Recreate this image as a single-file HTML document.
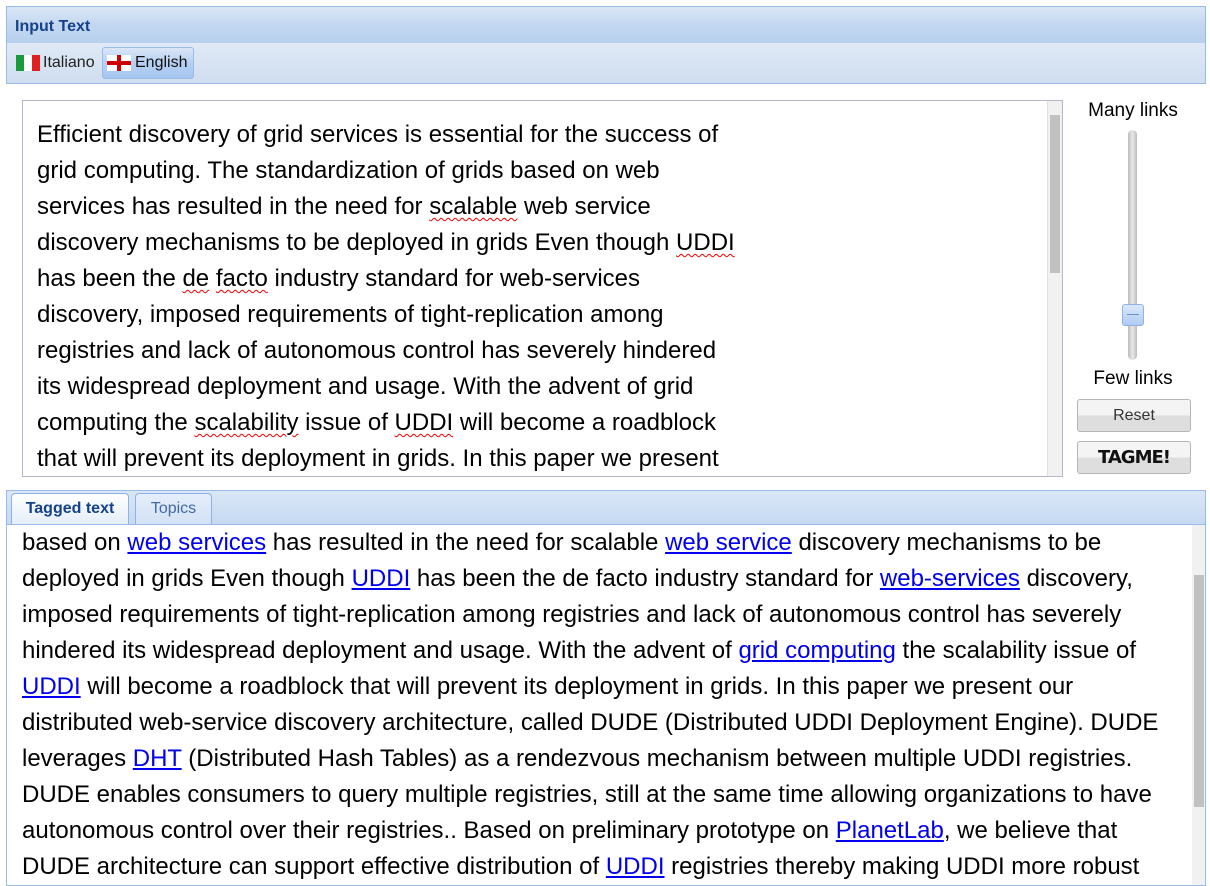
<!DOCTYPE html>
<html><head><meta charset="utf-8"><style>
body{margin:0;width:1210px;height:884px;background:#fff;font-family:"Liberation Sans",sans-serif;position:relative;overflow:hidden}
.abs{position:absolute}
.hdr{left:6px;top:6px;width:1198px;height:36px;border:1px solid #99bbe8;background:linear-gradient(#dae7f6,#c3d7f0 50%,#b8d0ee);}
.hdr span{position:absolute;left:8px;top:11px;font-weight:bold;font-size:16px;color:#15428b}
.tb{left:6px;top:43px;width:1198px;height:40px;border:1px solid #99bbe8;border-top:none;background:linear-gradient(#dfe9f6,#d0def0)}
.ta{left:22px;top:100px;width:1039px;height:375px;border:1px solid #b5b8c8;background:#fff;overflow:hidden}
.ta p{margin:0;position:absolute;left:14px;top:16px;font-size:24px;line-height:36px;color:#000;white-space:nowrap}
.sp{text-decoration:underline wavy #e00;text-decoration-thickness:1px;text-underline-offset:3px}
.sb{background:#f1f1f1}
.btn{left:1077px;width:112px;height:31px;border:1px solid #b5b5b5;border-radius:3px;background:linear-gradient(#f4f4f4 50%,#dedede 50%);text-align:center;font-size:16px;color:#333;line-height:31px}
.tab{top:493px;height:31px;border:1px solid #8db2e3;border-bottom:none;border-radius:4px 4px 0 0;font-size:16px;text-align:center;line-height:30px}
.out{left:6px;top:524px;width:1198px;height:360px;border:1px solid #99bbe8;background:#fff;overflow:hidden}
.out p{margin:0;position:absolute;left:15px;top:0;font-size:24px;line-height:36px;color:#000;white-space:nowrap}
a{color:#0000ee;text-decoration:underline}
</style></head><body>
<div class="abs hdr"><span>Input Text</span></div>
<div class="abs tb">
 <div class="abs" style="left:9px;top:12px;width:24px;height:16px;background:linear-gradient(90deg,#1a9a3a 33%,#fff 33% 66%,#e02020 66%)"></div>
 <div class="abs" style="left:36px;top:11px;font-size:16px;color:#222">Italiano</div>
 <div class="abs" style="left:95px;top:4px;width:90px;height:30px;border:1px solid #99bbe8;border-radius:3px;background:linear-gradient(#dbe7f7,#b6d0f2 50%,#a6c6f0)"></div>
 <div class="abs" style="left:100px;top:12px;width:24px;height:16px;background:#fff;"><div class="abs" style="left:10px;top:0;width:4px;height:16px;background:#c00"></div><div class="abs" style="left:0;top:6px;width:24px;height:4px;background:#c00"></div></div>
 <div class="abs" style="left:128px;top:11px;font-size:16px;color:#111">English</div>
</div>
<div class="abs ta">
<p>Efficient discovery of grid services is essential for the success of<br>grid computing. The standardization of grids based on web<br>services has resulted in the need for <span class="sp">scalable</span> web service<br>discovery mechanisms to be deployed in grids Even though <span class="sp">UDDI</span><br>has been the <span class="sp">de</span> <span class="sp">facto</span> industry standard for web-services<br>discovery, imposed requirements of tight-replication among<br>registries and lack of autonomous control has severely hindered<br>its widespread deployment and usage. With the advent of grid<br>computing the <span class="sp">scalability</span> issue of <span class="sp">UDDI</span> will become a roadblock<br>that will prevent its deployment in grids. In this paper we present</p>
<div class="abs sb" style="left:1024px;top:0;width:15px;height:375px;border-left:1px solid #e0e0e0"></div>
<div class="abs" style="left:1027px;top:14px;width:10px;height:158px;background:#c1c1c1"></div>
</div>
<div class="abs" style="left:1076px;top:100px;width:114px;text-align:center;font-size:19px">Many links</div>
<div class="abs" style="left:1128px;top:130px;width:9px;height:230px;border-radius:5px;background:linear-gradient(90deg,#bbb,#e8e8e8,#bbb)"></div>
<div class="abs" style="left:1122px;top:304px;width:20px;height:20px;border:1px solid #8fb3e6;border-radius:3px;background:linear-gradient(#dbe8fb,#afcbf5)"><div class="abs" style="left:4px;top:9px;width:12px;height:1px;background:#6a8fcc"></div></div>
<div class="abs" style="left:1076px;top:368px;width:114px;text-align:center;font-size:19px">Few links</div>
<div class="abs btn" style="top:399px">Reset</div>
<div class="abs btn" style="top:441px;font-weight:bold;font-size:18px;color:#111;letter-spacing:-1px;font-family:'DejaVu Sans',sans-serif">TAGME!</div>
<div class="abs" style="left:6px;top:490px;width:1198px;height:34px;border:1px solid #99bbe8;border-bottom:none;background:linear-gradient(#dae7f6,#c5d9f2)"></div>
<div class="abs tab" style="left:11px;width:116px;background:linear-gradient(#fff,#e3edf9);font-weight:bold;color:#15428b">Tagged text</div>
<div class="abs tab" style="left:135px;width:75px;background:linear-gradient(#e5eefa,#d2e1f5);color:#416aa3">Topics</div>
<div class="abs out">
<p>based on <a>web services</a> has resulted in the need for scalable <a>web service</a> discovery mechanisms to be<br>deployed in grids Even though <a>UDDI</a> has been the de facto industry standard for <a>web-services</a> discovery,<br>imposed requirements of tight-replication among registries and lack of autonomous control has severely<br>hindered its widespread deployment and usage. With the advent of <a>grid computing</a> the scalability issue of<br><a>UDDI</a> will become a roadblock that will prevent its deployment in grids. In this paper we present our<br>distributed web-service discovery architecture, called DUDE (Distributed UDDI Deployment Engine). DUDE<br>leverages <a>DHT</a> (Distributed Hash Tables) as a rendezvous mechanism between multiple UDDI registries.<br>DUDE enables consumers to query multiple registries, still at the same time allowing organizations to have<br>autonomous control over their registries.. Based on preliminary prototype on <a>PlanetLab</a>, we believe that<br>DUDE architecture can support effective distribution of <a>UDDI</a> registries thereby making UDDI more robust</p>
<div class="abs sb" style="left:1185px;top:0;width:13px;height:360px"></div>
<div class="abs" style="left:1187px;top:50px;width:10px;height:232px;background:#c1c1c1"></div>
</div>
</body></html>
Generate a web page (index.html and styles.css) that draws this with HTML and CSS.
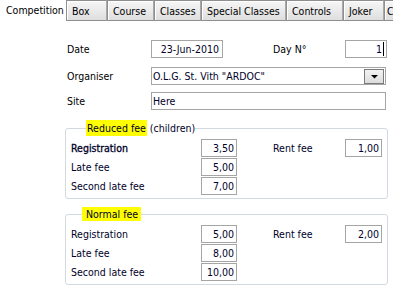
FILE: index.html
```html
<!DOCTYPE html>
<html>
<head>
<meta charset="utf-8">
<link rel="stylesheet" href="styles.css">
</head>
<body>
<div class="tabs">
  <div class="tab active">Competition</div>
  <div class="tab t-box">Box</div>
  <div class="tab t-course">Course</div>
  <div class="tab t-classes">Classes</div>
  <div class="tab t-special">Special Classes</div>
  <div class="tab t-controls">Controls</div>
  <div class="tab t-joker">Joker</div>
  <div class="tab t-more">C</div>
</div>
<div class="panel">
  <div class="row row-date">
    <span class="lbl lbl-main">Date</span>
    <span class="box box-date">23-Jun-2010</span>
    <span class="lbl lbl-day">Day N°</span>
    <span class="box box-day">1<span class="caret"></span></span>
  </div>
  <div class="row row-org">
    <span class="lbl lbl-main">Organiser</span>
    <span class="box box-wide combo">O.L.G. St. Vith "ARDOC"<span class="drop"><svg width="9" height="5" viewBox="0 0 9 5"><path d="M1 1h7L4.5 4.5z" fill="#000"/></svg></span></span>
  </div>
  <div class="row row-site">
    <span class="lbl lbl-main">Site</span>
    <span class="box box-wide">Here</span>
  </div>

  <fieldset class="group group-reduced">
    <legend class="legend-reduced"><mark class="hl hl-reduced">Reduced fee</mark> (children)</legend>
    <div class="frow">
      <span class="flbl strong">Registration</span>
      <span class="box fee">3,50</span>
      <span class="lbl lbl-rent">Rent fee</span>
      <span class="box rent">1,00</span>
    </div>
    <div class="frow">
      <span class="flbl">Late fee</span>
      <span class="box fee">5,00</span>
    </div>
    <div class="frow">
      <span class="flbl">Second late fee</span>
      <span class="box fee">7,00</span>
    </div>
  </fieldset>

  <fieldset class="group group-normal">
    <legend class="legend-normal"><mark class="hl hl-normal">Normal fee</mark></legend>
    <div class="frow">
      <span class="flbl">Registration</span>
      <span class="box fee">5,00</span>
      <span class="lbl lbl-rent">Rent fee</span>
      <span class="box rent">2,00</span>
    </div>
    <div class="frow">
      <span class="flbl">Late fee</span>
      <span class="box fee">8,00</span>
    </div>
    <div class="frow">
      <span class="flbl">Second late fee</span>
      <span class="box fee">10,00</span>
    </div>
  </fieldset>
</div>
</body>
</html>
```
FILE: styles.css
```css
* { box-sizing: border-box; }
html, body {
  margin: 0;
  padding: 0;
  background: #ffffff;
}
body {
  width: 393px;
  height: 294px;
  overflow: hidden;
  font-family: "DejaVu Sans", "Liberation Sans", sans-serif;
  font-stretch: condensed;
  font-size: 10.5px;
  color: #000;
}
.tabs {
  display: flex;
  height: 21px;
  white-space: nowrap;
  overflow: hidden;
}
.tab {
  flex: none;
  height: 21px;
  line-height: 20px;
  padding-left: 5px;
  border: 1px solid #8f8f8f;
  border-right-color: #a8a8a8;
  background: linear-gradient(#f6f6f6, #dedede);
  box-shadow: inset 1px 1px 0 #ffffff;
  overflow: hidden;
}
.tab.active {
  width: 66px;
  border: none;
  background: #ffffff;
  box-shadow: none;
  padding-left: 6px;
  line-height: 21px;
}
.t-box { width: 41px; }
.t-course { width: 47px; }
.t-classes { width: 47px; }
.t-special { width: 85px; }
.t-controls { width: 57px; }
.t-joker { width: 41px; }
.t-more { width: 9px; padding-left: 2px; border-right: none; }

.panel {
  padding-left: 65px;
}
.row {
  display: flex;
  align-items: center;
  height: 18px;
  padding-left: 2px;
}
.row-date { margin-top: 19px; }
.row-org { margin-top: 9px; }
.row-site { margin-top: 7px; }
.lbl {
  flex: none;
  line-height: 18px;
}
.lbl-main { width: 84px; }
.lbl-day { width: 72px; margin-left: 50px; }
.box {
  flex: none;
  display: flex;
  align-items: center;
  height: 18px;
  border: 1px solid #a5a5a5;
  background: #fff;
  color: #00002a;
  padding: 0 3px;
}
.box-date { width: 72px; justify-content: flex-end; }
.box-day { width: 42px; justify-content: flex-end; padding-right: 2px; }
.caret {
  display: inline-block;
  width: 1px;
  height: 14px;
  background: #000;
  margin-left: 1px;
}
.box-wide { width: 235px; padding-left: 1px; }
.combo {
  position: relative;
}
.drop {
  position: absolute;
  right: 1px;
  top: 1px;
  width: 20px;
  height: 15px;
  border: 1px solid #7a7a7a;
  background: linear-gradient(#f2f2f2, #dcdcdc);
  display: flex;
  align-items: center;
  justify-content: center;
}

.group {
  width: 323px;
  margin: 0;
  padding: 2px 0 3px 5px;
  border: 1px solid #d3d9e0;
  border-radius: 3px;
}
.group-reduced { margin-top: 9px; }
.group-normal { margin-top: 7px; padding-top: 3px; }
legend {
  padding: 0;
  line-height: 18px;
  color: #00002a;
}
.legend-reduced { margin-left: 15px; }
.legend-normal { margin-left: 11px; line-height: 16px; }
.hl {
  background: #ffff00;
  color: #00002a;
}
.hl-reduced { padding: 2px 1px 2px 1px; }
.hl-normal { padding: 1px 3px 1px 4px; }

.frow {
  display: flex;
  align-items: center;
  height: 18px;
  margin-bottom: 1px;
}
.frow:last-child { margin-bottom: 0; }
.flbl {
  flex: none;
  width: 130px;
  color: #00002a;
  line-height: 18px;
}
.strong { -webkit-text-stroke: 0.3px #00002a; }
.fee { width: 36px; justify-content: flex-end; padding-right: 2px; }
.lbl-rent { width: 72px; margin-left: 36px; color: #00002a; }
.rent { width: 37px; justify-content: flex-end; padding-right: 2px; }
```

• • • • •

◆ What is required:
Out of the material above, select every line that holds the string "index".

◆ The completed task:
Generate a web page (index.html and styles.css) that draws this with HTML and CSS.
FILE: index.html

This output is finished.